Plane surface milling force prediction with fillet end milling cutter under pre-determined inclination angle

Abstract

Fillet end milling is widely used in mould, aerospace, shipping manufacture and other fields. As one of the important parameter in milling machining, milling force is related to machining efficiency and quality, as well as tool wear, but it is difficult to predict. Aiming at fillet end milling under a pre-determined inclination angle, considering cutter run-out, this paper presents a cutting force coefficients identification model related to chip thickness and axial position angle, and then achieve milling force prediction. A parametric relationship among feed direction, cutter axis and to-be-machined surface are established, and then, the analytic expression of previous swept surface, to-be-machined surface and cutter envelope surface is derived.
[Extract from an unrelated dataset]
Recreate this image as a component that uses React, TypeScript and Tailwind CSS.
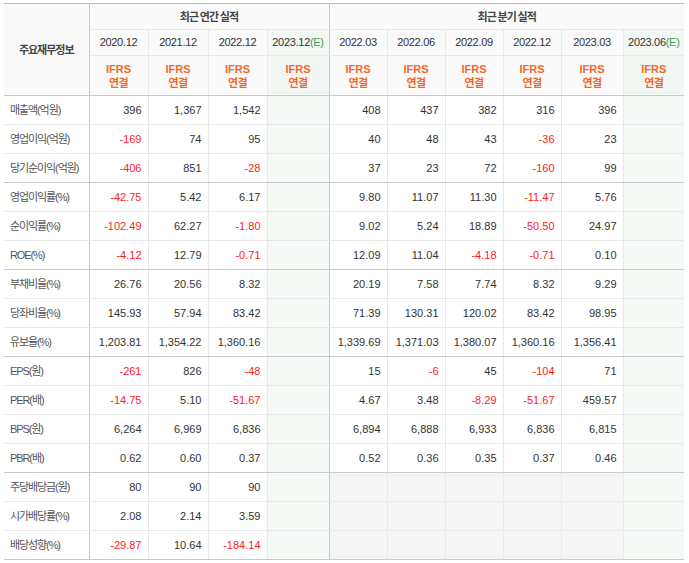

Boundary curves of cutter workpiece engagement (CWE) are established based on spatial surface intersection analytically. The criterion of the cutter edge element involved in cutting is proposed. Judging element along the cutter edge one by one, whereafter the algorithm of in-cut-cutting edge (ICCE) is proposed. Combining mechanical force model with chip thickness considering feed direction and cutter run-out, a milling force prediction model is established. Based on the method of undetermined coefficients, combining average instantaneous measured force, coefficients corresponding to axial position angle and chip thickness are solved. Further instantaneous peak measured force is used to obtain cutter run-out parameters. Simulation and experiments show that CWE agrees well with that of experiment and ICCE is consistent well with that of simulation. Milling force experiments of different machining parameters show the milling force coefficients and run-out parameters can be applied to fillet end milling under pre-determined inclination angle well.